So in October 2013, Valintine launched The Mind Lab in Auckland to connect students with the real world and to change the way schools approached education.
The light-filled, colourful open space had no workbooks, no whiteboards, no data projectors. Instead, students went in, were given a problem and asked to collaborate to figure out solutions.
Soon afterwards, Valintine was confronted by another problem: the teachers needed to be brought up to speed, and then kept at speed. With the average teacher being middle-aged in a system that doesn't reward further learning, it had been a long time since many of them had updated their qualifications. It also meant they needed something extra to stay motivated.
In July 2014, The Mind Lab launched its 32-week postgraduate programme with Unitec in digital and collaborative learning.
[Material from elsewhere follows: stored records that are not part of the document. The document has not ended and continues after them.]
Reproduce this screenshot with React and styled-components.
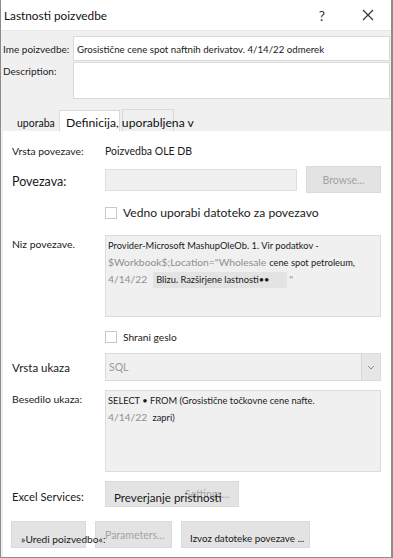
import React from 'react';
import styled, { createGlobalStyle } from 'styled-components';

const GlobalStyle = createGlobalStyle`
  html, body {
    margin: 0;
    padding: 0;
    background: #ffffff;
  }
  body {
    font-family: Lato, "Liberation Sans", Arial, sans-serif;
    color: #1a1a1a;
  }
`;

const Dialog = styled.div`
  width: 393px;
  height: 558px;
  box-sizing: border-box;
  background: #f0f0f0;
  border-left: 1px solid #8c8c8c;
  border-right: 2px solid #8c8c8c;
  border-bottom: 1px solid #8c8c8c;
  display: flex;
  flex-direction: column;
  overflow: hidden;
`;

const TitleBar = styled.div`
  height: 31px;
  flex: none;
  background: #ffffff;
  display: flex;
  align-items: center;
  padding-left: 3px;
  border-bottom: 1px solid #e6e6e6;
  box-sizing: border-box;
`;

const Title = styled.div`
  flex: 1;
  font-size: 11.8px;
  color: #111;
`;

const TitleButton = styled.div`
  width: 46px;
  height: 31px;
  display: flex;
  align-items: center;
  justify-content: center;
  font-size: 14px;
  color: #333;
`;

const HeaderGrid = styled.div`
  display: grid;
  grid-template-columns: 70px 1fr;
  row-gap: 1px;
  padding: 5px 1px 0 2px;
`;

const HeaderLabel = styled.div`
  font-size: 10px;
  color: #222;
  padding-top: ${p => p.$top || 0}px;
  display: flex;
  align-items: ${p => (p.$center ? 'center' : 'flex-start')};
  white-space: nowrap;
`;

const TextField = styled.div`
  height: ${p => p.$h}px;
  box-sizing: border-box;
  background: #ffffff;
  border: 1px solid #d9d9d9;
  font-size: 9.7px;
  display: flex;
  align-items: center;
  padding-left: 3px;
  white-space: nowrap;
  overflow: hidden;
`;

const TabStrip = styled.div`
  height: 32px;
  flex: none;
  display: flex;
  align-items: flex-end;
  padding-left: 7px;
`;

const Tab = styled.div`
  width: ${p => p.$w}px;
  height: ${p => p.$h}px;
  box-sizing: border-box;
  background: ${p => (p.$active ? '#ffffff' : 'transparent')};
  border: 1px solid ${p => (p.$outline ? '#d9d9d9' : 'transparent')};
  border-bottom: none;
  margin-right: ${p => p.$mr || 0}px;
  font-size: ${p => p.$fs}px;
  color: #111;
  white-space: nowrap;
  display: flex;
  align-items: center;
  padding-left: ${p => p.$pl || 0}px;
  padding-top: 3px;
  overflow: visible;
  position: relative;
  z-index: ${p => p.$z || 0};
`;

const Panel = styled.div`
  flex: 1;
  background: #ffffff;
  margin: 0 0 0 2px;
  padding: 0 0 0 9px;
  display: flex;
  flex-direction: column;
`;

const Row = styled.div`
  display: grid;
  grid-template-columns: 93px 276px;
  margin-top: ${p => p.$mt}px;
  align-items: ${p => p.$align || 'center'};
`;

const Label = styled.div`
  font-size: ${p => p.$fs || 10.4}px;
  color: #1a1a1a;
  white-space: nowrap;
  padding-top: ${p => p.$pt || 0}px;
`;

const Value = styled.div`
  font-size: 10.5px;
  color: #1a1a1a;
`;

const Control = styled.div`
  display: flex;
  align-items: center;
  gap: 9px;
`;

const DisabledInput = styled.div`
  width: 192px;
  height: 22px;
  box-sizing: border-box;
  background: #f0f0f0;
  border: 1px solid #dedede;
`;

const Button = styled.div`
  width: ${p => p.$w}px;
  height: ${p => p.$h || 27}px;
  flex: none;
  box-sizing: border-box;
  background: #e3e3e3;
  border: 1px solid #dadada;
  font-size: ${p => p.$fs || 10.5}px;
  color: ${p => (p.$disabled ? '#a3a3a3' : '#1a1a1a')};
  display: flex;
  align-items: center;
  padding-left: ${p => p.$pl || 0}px;
  padding-top: ${p => p.$pt || 0}px;
  justify-content: ${p => (p.$pl ? 'flex-start' : 'center')};
  white-space: nowrap;
  overflow: visible;
  position: relative;
`;

const ButtonText = styled.span`
  position: relative;
  z-index: 2;
  flex: none;
`;

const Overlay = styled.span`
  position: absolute;
  left: ${p => p.$left}px;
  top: ${p => p.$top}px;
  font-size: 10.5px;
  color: #a3a3a3;
`;

const CheckRow = styled.label`
  grid-column: 2;
  display: flex;
  align-items: center;
  gap: 6px;
  font-size: ${p => p.$fs}px;
  color: #1a1a1a;
`;

const Box = styled.span`
  width: 12px;
  height: 12px;
  box-sizing: border-box;
  border: 1px solid #c8c8c8;
  background: #ffffff;
  flex: none;
`;

const ReadArea = styled.div`
  height: 82px;
  box-sizing: border-box;
  background: #f0f0f0;
  border: 1px solid #dcdcdc;
  padding: 2px 4px 0 2px;
  font-size: 9.3px;
  line-height: 16px;
  color: #1a1a1a;
  white-space: nowrap;
  overflow: hidden;
`;

const Dim = styled.span`
  color: #8f8f8f;
  font-size: 10.3px;
  margin-right: 3px;
`;

const Highlight = styled.span`
  background: #e3e3e3;
  display: inline-block;
  width: 131px;
  padding-left: 3px;
  margin-left: 3px;
  margin-right: 2px;
`;

const Select = styled.div`
  height: 28px;
  box-sizing: border-box;
  background: #f0f0f0;
  border: 1px solid #dadada;
  display: flex;
  align-items: center;
  font-size: 10.5px;
  color: #9a9a9a;
`;

const SelectText = styled.div`
  flex: 1;
  padding-left: 3px;
`;

const SelectArrow = styled.div`
  width: 18px;
  height: 26px;
  background: #e6e6e6;
  border-left: 1px solid #d6d6d6;
  display: flex;
  align-items: center;
  justify-content: center;
`;

const ButtonRow = styled.div`
  display: flex;
  gap: 9px;
  margin-top: 14px;
  margin-left: -1px;
`;

const Chevron = () => (
  <svg width="8" height="5" viewBox="0 0 8 5">
    <path d="M1 1 L4 4 L7 1" stroke="#8a8a8a" strokeWidth="1" fill="none" />
  </svg>
);

const CloseIcon = () => (
  <svg width="12" height="12" viewBox="0 0 12 12">
    <path d="M1 1 L11 11 M11 1 L1 11" stroke="#333" strokeWidth="1.2" fill="none" />
  </svg>
);

export default function App() {
  return (
    <>
      <GlobalStyle />
      <Dialog>
        <TitleBar>
          <Title>Lastnosti poizvedbe</Title>
          <TitleButton>?</TitleButton>
          <TitleButton>
            <CloseIcon />
          </TitleButton>
        </TitleBar>

        <HeaderGrid>
          <HeaderLabel $center>Ime poizvedbe:</HeaderLabel>
          <TextField $h={25}>Grosistične cene spot naftnih derivatov. 4/14/22 odmerek</TextField>
          <HeaderLabel $top={3}>Description:</HeaderLabel>
          <TextField $h={37} />
        </HeaderGrid>

        <TabStrip>
          <Tab $w={51} $h={20} $fs={10.5} $pl={8}>uporaba</Tab>
          <Tab $w={61} $h={21} $fs={12.2} $pl={6} $active $outline $mr={2} $z={2}>
            Definicija, uporabljena v
          </Tab>
          <Tab $w={52} $h={22} $fs={11} $outline />
        </TabStrip>

        <Panel>
          <Row $mt={14}>
            <Label>Vrsta povezave:</Label>
            <Value>Poizvedba OLE DB</Value>
          </Row>

          <Row $mt={9}>
            <Label $fs={12.5} $pt={3}>Povezava:</Label>
            <Control>
              <DisabledInput />
              <Button $w={75} $disabled>Browse...</Button>
            </Control>
          </Row>

          <Row $mt={12}>
            <CheckRow $fs={12.1}>
              <Box />
              Vedno uporabi datoteko za povezavo
            </CheckRow>
          </Row>

          <Row $mt={15} $align="start">
            <Label $pt={3}>Niz povezave.</Label>
            <ReadArea>
              Provider-Microsoft MashupOleOb. 1. Vir podatkov -<br />
              <Dim>$Workbook$;Location="Wholesale</Dim>cene spot petroleum,<br />
              <Dim>4/14/22</Dim>
              <Highlight>Blizu. Razširjene lastnosti••</Highlight><Dim>"</Dim>
            </ReadArea>
          </Row>

          <Row $mt={14}>
            <CheckRow $fs={10.2}>
              <Box />
              Shrani geslo
            </CheckRow>
          </Row>

          <Row $mt={10}>
            <Label $fs={11.5}>Vrsta ukaza</Label>
            <Select>
              <SelectText>SQL</SelectText>
              <SelectArrow>
                <Chevron />
              </SelectArrow>
            </Select>
          </Row>

          <Row $mt={9} $align="start">
            <Label $pt={3}>Besedilo ukaza:</Label>
            <ReadArea>
              SELECT • FROM (Grosistične točkovne cene nafte.<br />
              <Dim>4/14/22</Dim> zapri)
            </ReadArea>
          </Row>

          <Row $mt={9}>
            <Label $fs={11.2} $pt={4}>Excel Services:</Label>
            <Control>
              <Button $w={134} $h={26} $fs={11.6} $pl={8} $pt={6}>
                <Overlay $left={79} $top={6}>Settings...</Overlay>
                <ButtonText>Preverjanje pristnosti</ButtonText>
              </Button>
            </Control>
          </Row>

          <ButtonRow>
            <Button $w={75} $pl={9} $pt={8} $fs={10.2}>
              <ButtonText>»Uredi poizvedbo«:</ButtonText>
            </Button>
            <Button $w={77} $pl={9} $disabled>Parameters...</Button>
            <Button $w={129} $pl={8} $pt={7} $fs={9.8}>Izvoz datoteke povezave ...</Button>
          </ButtonRow>
        </Panel>
      </Dialog>
    </>
  );
}
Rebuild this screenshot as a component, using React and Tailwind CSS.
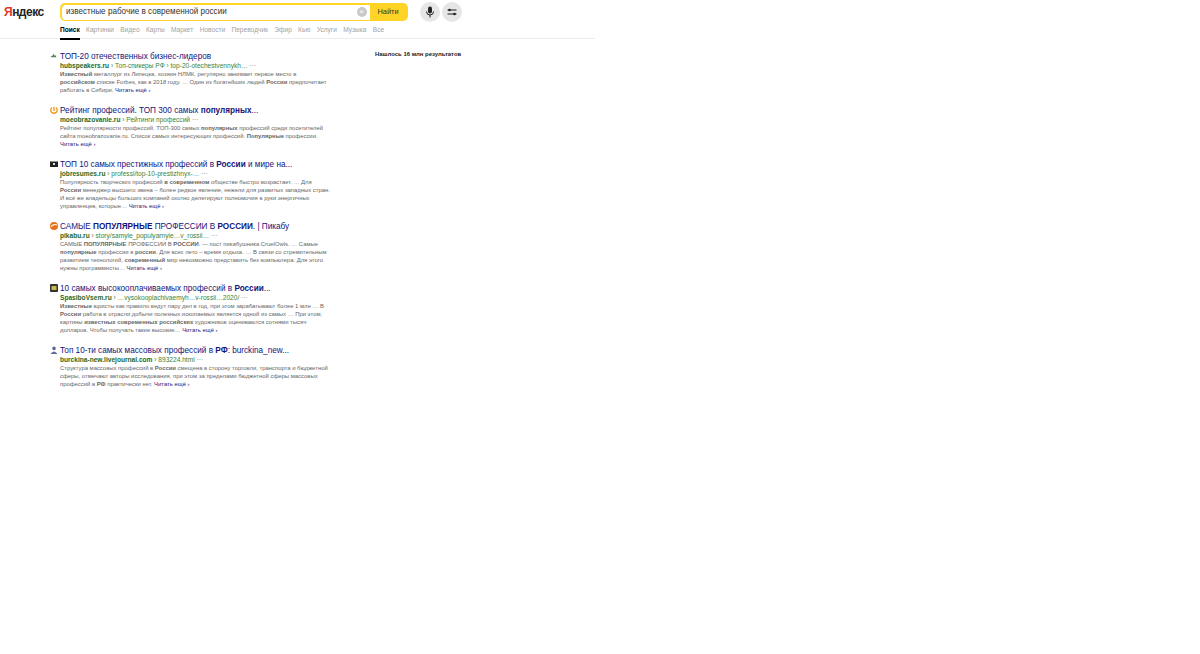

Expecting 20 students in the first cohort, they got 120.
From there, the organisation just kept growing. Along with the original lab in Auckland, there are Mind Lab locations in Gisborne, Wellington and Christchurch and satellite labs for teachers in Whangarei, Rotorua, Whanganui and Manurewa in South Auckland. Last year, 40,000 kids around the country experienced the lab and every 16 weeks, 350 teachers go through the teacher programme.
In January 2016, Tech Futures Lab launched as a sister initiative to The Mind Lab, designed to help businesses and executives understand the present and prepare for the future.
As The Mind Lab's popularity skyrocketed, so too did the accolades: New Zealand CIO Engaging Youth in ICT Award 2014, Talent International Unleashed Award for Best Start Up in Asia Pacific 2014 (judged by Virgin founder Sir Richard Branson and Apple co-founder Steve Wozniak), NEXT Woman of the Year in education 2015, Westpac Women of Influence award in innovation 2015.
Modest about the recognitions, Valintine says awards are a morale boost for a team that's tackling "one of the biggest challenges of our time".
"To get the odd person who comes forward and says, 'Hey, look, what you're doing is extraordinary', it's a great feeling."
Much of the success of The Mind Lab came down to being at the right place, at the right time, Valintine says. People were looking for something different, student engagement was dropping and teachers were finding it incredibly difficult to get kids excited about what they were learning at school.
It also helped that the Next Foundation, an investor in philanthropic education and environmental projects, provided 800 teacher scholarships last year. This year, it has upped the number of scholarships to 1350, helping to remove one of the biggest barriers to further education.
The world was, and still is, going through unprecedented change that no amount of textbooks can prepare the next generations for. Technologies that used to take years to develop have gone on super speed dial and entire classrooms are now using virtual and augmented realities and 3D printing as a matter of course.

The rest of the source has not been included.